Values are deeply held beliefs about what is right and how to achieve it. A value system combines one’s collective beliefs and places them in order of importance. Values trace back to early years, and encompass the formative influences of family, society, and institutions. Values play out in thoughts, emotions, and actions. The world is perceived through the prism of values. Goals, and how to achieve them, are directly related to values. Values are beliefs that guide the individual’s behavior. It is through values that people perceive events, resolve conflicts within themselves, and make decisions. In police work, values are taught formally at the police academy, and then through a combination of formal and informal training on the streets with a field training officer. It is not uncommon for police to feel that the formal police training does not adequately prepare them for actual police work and survival. It is the job of the field training officer to teach values such as integrity, respect, and fairness, but it is police officers who are obliged to sustain those values throughout their careers.

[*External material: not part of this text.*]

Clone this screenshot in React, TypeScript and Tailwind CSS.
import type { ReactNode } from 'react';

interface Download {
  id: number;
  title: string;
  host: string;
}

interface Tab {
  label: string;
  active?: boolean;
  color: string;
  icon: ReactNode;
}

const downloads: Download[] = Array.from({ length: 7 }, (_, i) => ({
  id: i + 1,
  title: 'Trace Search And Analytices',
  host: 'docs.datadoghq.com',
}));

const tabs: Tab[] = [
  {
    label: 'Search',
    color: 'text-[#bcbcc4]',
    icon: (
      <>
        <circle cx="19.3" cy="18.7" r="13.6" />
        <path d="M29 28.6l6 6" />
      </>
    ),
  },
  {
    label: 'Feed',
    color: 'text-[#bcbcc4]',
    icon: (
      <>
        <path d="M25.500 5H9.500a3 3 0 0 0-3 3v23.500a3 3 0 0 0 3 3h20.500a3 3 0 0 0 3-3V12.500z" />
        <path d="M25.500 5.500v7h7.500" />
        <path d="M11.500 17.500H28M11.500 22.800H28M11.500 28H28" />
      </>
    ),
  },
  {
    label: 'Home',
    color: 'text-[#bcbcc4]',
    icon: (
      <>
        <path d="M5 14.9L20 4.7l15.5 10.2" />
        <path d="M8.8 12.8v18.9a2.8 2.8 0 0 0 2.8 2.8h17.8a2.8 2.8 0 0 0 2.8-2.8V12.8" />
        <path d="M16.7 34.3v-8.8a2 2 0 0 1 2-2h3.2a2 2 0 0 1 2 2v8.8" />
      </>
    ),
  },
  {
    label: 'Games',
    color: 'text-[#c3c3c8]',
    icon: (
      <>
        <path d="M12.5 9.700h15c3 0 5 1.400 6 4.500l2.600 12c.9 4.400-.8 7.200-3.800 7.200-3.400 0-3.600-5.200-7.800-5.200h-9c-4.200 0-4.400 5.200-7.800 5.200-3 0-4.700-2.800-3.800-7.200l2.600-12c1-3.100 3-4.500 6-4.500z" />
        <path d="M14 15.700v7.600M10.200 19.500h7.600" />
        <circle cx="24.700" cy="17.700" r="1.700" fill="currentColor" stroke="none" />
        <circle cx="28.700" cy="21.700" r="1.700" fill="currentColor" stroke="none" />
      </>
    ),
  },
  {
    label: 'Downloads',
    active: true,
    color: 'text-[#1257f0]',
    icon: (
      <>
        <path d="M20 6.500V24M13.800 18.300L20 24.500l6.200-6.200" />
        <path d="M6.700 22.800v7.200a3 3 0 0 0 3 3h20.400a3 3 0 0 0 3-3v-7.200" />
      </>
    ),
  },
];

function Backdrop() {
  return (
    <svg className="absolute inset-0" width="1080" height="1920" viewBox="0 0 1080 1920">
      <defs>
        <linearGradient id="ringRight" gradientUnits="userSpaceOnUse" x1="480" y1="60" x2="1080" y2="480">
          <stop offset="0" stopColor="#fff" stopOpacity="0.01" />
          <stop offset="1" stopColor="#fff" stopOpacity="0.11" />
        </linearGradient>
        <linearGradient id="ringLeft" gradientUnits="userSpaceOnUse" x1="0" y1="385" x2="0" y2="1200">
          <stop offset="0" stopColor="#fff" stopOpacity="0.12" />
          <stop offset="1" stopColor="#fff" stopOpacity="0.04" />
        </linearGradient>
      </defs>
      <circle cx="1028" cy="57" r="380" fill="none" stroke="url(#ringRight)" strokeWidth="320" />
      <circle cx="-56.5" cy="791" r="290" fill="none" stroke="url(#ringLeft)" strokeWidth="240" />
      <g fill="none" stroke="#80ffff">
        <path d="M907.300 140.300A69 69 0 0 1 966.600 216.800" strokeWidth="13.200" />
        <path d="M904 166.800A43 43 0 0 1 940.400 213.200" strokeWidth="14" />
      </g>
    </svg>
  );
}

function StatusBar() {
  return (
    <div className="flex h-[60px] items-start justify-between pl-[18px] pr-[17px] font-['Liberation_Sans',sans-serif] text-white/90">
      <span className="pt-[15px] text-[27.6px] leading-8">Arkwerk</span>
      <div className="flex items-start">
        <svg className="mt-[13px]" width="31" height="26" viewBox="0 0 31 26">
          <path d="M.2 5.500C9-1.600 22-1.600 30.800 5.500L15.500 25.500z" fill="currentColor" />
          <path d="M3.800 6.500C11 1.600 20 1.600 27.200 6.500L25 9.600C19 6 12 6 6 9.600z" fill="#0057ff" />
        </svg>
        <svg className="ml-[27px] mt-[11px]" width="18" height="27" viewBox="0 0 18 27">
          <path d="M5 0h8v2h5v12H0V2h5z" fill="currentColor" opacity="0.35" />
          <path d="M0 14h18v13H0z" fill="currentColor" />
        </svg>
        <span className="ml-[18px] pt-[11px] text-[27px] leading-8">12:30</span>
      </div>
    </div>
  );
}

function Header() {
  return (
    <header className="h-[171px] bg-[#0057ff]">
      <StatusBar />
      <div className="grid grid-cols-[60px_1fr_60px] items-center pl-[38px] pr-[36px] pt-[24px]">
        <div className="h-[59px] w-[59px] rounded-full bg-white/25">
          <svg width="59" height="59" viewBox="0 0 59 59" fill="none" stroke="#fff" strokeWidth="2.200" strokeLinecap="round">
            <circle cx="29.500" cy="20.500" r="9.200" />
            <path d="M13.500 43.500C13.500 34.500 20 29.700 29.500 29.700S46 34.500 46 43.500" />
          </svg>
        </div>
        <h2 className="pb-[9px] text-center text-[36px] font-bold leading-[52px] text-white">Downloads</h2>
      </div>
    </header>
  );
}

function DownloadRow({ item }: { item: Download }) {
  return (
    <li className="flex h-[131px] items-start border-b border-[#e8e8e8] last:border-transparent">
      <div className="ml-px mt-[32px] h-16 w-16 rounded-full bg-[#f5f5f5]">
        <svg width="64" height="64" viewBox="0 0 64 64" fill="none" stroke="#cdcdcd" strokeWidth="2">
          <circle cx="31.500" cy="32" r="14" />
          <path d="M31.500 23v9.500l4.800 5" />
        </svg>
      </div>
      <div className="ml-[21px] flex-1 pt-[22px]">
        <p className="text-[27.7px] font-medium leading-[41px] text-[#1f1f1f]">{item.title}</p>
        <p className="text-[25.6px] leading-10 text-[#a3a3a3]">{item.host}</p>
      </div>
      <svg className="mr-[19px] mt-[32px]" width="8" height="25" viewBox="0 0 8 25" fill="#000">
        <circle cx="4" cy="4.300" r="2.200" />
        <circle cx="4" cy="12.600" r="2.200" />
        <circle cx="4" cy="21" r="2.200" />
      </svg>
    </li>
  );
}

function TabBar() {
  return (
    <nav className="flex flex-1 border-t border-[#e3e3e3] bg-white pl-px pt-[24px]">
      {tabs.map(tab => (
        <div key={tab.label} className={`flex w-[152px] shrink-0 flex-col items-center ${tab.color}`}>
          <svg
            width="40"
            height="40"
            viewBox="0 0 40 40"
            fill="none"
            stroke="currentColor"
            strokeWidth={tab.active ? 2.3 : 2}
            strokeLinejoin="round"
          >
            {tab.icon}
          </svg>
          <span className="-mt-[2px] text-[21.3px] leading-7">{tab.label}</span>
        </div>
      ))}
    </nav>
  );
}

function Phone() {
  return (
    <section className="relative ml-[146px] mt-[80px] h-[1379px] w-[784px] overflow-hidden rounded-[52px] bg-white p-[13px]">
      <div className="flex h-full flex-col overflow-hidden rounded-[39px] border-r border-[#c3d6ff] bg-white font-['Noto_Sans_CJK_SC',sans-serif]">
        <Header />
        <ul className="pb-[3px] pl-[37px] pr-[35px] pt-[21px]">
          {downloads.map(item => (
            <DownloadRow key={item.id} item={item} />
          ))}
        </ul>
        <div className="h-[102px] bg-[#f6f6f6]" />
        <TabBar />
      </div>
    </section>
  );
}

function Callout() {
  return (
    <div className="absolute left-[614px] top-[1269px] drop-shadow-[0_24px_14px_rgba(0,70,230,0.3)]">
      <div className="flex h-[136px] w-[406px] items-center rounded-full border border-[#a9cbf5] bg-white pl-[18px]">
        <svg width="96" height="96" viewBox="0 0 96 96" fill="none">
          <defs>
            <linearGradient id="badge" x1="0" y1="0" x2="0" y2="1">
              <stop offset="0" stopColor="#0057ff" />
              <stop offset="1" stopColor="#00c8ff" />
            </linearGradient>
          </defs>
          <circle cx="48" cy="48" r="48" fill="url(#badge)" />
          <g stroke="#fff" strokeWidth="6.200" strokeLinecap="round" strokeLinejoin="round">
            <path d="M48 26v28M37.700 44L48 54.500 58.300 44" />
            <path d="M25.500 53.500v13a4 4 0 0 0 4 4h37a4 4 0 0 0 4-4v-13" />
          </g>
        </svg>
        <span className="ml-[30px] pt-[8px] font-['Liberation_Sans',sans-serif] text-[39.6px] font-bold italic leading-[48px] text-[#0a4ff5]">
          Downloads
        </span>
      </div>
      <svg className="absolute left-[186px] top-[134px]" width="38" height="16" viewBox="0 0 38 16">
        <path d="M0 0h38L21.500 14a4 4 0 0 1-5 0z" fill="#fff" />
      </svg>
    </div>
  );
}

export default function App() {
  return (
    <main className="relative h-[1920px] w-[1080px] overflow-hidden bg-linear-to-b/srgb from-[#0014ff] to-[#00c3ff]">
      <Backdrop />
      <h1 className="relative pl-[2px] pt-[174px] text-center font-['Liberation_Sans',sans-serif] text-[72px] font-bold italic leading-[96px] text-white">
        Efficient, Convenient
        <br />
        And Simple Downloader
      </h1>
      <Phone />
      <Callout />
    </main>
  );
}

Many police officers are drawn to police work for highly idealistic reasons, such as the appeal of protecting society, giving back to society, and helping people. Others have strong moral values or a family tradition of law enforcement. It is common for police to feel a sense of pride in their selection for the police academy and to proudly wear the police uniform. Police officers learn that they must value honesty, integrity, dependability, teamwork, and respect.
Organizations, too, have their own value systems that are conveyed to their employees in order that employees act consistent with the mission of the organization. At times the organizational values are different than, and may even conflict with, the individual’s values.

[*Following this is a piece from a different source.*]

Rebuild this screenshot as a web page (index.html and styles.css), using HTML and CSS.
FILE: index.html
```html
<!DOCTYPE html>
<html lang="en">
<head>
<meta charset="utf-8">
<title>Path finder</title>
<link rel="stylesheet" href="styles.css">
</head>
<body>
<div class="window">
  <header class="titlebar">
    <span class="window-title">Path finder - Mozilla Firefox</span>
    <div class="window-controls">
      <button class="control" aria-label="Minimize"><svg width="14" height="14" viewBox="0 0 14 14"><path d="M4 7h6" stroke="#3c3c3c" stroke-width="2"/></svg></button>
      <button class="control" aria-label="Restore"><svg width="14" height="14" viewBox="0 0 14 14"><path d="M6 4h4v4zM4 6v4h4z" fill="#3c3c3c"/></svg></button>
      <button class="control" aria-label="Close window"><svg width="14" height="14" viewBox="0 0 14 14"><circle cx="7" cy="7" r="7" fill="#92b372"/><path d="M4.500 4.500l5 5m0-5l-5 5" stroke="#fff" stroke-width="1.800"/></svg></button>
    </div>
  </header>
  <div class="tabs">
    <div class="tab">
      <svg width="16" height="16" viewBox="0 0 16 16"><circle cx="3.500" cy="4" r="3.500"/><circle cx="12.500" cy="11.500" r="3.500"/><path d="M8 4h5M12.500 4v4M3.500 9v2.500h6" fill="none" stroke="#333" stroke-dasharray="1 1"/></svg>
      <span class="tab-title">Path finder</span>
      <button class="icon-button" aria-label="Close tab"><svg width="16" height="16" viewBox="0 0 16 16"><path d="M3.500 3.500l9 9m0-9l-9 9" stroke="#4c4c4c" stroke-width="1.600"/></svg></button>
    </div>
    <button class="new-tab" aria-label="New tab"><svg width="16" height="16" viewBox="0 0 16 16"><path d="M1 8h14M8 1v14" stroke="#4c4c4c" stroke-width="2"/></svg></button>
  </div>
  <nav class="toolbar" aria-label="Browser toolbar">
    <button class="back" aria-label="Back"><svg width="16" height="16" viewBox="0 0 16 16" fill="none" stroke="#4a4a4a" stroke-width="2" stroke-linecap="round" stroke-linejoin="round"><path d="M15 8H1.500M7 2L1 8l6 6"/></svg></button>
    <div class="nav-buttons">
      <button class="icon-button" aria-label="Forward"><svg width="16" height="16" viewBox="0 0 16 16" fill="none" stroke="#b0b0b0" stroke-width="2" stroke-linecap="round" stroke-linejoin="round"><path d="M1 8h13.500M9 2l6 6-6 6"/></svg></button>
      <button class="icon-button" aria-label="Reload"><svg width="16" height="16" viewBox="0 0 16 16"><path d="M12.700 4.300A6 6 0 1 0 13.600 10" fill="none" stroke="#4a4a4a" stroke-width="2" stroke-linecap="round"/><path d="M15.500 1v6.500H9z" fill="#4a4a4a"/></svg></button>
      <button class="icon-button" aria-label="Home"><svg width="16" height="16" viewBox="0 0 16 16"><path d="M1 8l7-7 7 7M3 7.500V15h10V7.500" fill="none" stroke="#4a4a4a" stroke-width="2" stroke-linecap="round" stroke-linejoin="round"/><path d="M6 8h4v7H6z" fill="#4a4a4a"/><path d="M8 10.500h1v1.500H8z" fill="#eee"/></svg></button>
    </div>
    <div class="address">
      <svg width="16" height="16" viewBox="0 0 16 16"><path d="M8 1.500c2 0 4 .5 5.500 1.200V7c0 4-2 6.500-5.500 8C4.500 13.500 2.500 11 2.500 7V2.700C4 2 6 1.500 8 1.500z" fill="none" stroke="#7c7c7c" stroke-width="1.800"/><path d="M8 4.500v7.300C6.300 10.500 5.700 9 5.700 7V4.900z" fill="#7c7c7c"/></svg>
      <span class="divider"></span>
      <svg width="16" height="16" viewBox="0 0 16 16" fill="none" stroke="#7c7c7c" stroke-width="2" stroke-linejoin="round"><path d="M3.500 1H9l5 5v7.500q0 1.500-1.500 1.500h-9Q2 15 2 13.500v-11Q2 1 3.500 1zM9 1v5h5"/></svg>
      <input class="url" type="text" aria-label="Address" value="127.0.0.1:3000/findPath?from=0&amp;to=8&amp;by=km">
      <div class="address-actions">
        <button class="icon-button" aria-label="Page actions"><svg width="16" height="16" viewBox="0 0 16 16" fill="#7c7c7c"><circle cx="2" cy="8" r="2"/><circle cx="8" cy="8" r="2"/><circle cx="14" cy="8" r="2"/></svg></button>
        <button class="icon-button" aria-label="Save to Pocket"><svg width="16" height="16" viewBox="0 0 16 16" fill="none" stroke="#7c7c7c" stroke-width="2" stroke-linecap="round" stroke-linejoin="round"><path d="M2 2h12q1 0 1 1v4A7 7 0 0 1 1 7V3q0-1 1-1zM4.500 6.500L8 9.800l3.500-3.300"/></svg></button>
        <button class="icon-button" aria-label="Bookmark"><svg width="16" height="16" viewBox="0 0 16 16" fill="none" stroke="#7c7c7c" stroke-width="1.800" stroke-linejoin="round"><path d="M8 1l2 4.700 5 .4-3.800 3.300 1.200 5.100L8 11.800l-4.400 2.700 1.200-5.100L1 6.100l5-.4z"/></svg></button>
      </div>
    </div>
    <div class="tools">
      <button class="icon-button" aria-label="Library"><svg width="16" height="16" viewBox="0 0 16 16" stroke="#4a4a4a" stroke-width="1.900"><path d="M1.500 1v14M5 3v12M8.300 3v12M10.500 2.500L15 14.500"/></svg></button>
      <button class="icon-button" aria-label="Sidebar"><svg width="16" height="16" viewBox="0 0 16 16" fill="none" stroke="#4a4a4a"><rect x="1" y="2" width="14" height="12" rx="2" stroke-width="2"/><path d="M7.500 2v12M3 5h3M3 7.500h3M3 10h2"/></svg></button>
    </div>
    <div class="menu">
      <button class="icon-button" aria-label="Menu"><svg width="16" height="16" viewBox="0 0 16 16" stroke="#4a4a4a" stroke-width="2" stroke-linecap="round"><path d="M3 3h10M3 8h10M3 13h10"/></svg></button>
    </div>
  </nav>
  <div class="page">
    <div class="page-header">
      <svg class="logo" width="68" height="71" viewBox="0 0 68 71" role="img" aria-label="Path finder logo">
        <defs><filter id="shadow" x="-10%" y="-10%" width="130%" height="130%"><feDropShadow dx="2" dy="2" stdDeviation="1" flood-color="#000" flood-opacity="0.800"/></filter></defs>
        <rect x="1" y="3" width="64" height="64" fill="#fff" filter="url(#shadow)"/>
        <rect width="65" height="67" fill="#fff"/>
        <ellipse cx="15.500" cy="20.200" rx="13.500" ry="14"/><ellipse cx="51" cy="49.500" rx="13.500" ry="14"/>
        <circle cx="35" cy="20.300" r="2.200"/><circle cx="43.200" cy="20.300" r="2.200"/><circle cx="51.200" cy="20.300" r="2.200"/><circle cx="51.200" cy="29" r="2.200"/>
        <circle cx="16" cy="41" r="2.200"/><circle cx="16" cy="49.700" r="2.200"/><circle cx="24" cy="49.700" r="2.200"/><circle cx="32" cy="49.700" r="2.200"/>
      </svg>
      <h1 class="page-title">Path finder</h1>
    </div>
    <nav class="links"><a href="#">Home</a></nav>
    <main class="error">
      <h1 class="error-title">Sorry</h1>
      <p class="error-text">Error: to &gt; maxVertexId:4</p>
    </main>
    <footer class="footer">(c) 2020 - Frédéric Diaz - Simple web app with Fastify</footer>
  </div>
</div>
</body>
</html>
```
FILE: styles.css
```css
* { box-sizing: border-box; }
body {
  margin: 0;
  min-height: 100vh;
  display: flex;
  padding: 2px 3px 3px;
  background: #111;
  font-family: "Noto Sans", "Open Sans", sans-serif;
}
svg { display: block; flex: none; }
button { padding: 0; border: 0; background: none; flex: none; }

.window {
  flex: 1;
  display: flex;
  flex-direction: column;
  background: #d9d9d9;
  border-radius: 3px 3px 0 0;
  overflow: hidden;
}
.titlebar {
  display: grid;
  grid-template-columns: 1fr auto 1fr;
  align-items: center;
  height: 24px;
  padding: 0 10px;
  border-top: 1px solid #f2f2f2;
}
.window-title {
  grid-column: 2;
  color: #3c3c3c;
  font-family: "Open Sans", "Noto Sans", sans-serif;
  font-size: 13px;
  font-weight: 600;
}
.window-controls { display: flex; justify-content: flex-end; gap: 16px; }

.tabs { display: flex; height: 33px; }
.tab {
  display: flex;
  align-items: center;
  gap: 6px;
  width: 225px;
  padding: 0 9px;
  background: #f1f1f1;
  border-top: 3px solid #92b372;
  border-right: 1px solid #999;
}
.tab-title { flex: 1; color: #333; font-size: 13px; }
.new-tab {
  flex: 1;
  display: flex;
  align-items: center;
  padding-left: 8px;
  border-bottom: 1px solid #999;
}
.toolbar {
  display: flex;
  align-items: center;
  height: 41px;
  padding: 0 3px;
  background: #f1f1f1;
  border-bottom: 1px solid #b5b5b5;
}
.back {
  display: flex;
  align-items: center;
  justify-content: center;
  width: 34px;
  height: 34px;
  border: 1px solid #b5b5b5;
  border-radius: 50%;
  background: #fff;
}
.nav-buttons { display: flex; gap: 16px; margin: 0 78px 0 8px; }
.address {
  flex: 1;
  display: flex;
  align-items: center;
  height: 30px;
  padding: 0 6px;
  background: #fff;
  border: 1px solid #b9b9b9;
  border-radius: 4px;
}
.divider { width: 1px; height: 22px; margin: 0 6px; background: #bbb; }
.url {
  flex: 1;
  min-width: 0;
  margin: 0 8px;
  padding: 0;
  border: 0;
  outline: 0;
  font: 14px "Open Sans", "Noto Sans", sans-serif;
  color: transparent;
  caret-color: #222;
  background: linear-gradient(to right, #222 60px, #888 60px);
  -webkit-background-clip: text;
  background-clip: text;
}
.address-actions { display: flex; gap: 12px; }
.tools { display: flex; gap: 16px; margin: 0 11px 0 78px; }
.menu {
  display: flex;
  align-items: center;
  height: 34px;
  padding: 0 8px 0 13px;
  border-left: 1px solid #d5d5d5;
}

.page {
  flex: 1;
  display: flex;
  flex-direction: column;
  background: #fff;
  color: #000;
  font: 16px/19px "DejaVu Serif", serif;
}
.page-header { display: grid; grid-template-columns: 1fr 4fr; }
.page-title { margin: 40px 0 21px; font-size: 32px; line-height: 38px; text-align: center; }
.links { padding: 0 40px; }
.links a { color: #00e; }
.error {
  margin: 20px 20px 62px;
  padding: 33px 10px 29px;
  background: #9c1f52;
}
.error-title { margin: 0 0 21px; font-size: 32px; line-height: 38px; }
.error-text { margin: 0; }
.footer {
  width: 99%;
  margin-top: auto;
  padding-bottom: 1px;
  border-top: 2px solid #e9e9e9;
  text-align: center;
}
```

Traditionally, police departments were shaped by bureaucratic values such as efficiency, productivity, and accountability. The organization tended to focus on policing to the detriment of the organization itself. It was not uncommon for managers to excel at policing related tasks yet sorely undervalue the human resources side of the operation. More recently, police departments have moved toward an emphasis on humanistic values, such as quality of life issues. As a result, the nature of communication, interactions, and cooperation receive more attention than in decades past. There is a sense that the growth of the individual is important in and of itself, as well as paramount to the growth of the organization. This represents a seismic shift in what was essentially a paramilitary system, and one that is not embraced equally by all police managers.

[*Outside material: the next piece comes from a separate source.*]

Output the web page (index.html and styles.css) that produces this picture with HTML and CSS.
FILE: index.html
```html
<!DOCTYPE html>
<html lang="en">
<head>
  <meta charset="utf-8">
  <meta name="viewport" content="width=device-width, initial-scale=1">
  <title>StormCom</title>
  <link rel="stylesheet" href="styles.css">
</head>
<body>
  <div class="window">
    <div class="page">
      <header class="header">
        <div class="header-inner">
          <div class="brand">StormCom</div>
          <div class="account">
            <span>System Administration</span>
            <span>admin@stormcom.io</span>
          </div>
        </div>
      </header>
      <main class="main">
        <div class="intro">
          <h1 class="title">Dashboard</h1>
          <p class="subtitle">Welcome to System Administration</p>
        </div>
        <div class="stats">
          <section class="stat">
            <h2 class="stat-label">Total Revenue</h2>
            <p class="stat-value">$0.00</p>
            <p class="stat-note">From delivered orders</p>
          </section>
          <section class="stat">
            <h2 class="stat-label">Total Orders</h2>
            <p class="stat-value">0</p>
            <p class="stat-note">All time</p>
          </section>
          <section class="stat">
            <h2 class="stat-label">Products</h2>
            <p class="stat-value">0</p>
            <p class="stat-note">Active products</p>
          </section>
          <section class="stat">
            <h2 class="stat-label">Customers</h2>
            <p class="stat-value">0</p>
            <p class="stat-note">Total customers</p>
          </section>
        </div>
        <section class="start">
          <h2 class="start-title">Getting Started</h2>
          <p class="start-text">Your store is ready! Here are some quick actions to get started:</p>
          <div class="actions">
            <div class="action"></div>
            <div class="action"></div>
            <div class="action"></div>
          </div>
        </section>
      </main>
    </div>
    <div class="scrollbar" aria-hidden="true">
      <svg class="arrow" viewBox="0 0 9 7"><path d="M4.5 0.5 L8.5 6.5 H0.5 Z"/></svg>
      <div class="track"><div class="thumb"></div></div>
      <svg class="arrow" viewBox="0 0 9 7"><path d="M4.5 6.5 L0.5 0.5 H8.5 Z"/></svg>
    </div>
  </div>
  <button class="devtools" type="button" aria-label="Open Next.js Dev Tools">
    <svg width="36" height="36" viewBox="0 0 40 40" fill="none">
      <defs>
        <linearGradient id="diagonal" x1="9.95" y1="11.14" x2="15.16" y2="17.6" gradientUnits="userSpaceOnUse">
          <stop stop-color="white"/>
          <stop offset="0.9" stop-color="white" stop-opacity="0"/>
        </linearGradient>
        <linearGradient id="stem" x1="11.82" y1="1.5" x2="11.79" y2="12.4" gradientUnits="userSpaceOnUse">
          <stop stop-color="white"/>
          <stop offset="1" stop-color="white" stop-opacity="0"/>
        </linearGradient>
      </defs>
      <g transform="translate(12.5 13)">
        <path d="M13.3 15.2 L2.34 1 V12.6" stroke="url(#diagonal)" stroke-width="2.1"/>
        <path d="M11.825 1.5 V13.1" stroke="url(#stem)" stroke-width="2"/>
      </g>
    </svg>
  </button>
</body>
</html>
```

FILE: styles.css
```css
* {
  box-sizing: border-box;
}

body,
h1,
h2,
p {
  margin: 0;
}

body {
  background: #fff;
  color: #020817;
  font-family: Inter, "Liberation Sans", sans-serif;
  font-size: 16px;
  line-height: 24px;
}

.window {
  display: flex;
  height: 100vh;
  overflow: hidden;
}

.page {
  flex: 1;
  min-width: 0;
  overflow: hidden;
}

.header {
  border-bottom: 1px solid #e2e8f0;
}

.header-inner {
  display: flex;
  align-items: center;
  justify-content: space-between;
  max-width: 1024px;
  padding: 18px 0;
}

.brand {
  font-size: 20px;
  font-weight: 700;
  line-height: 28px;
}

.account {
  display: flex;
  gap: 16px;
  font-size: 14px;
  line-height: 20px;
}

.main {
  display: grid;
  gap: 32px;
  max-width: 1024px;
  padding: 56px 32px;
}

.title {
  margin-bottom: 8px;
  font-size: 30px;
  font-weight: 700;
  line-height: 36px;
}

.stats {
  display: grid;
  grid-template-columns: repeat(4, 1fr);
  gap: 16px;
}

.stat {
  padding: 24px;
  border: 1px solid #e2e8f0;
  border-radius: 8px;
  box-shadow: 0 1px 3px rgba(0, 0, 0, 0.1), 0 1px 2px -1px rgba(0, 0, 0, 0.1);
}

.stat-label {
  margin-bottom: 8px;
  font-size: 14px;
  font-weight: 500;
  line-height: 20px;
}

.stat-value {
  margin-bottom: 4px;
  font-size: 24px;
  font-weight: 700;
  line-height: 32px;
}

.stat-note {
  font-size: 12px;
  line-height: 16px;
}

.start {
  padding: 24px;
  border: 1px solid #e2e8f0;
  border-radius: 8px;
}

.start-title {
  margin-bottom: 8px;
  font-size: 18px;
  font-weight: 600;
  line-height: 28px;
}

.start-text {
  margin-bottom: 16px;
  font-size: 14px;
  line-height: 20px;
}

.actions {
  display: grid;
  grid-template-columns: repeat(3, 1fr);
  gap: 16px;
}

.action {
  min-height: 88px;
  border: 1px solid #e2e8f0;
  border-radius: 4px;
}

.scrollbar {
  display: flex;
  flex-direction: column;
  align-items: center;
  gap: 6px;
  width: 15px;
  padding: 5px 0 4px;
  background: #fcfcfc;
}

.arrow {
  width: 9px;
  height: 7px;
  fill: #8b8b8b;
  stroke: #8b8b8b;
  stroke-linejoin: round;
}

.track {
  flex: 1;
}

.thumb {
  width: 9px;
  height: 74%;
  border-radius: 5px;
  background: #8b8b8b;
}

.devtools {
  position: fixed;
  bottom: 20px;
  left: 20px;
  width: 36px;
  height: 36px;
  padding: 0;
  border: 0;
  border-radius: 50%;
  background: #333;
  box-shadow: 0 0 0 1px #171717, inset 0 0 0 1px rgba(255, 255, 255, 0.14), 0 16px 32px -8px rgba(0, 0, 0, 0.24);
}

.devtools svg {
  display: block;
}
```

A police manager must be able to provide oversight that includes knowledge and expertise of police matters but also of general management principles. The police manager must have credibility and be respected within the ranks, be able to manage personal stress while providing guidance to supervisees on managing their stress, and demonstrate basic leadership skills.
In terms of police work, the values of the organization typically include crime prevention, enforcement of laws, community interaction, professionalism, and responsiveness. Values may change as political pressures change. One example of this is community policing. In the early 21st century, community–police interactions became a priority value, which entailed building community relationships by collaborating with community agencies, groups, businesses, and individuals. The premise was to reduce crime by virtue of improved community relations. However, the time spent enhancing community involvement meant less time available to enforce laws, so these two values have clashed at times.
Honesty and integrity are values that are taught in the training academy and reiterated by the field training officer and supervisors. The public both expects and demands integrity from police officers, especially given their broad powers to enforce laws and use lethal force in the execution of their duties. However, there is a disconnect between the ideal of honesty and the reality of possible consequences for that honesty in certain circumstances. In some instances, honesty may lead to disciplinary action, such as an officer admitting to an unauthorized use of force. In other instances, such as following critical incidents or admissions of depression, honesty may lead to a fitness for duty evaluation. In the course of the assessment, the police psychologist may have concerns about the officer retaining a specific job assignment, carrying a weapon, or continuing employment as a police officer. From the officer’s perspective, honesty in this circumstance does not lead to a positive result, so he or she may be less than forthcoming. From the organization’s viewpoint, the process, including potentially self-incriminating honesty, is critical in maintaining the integrity of the police force.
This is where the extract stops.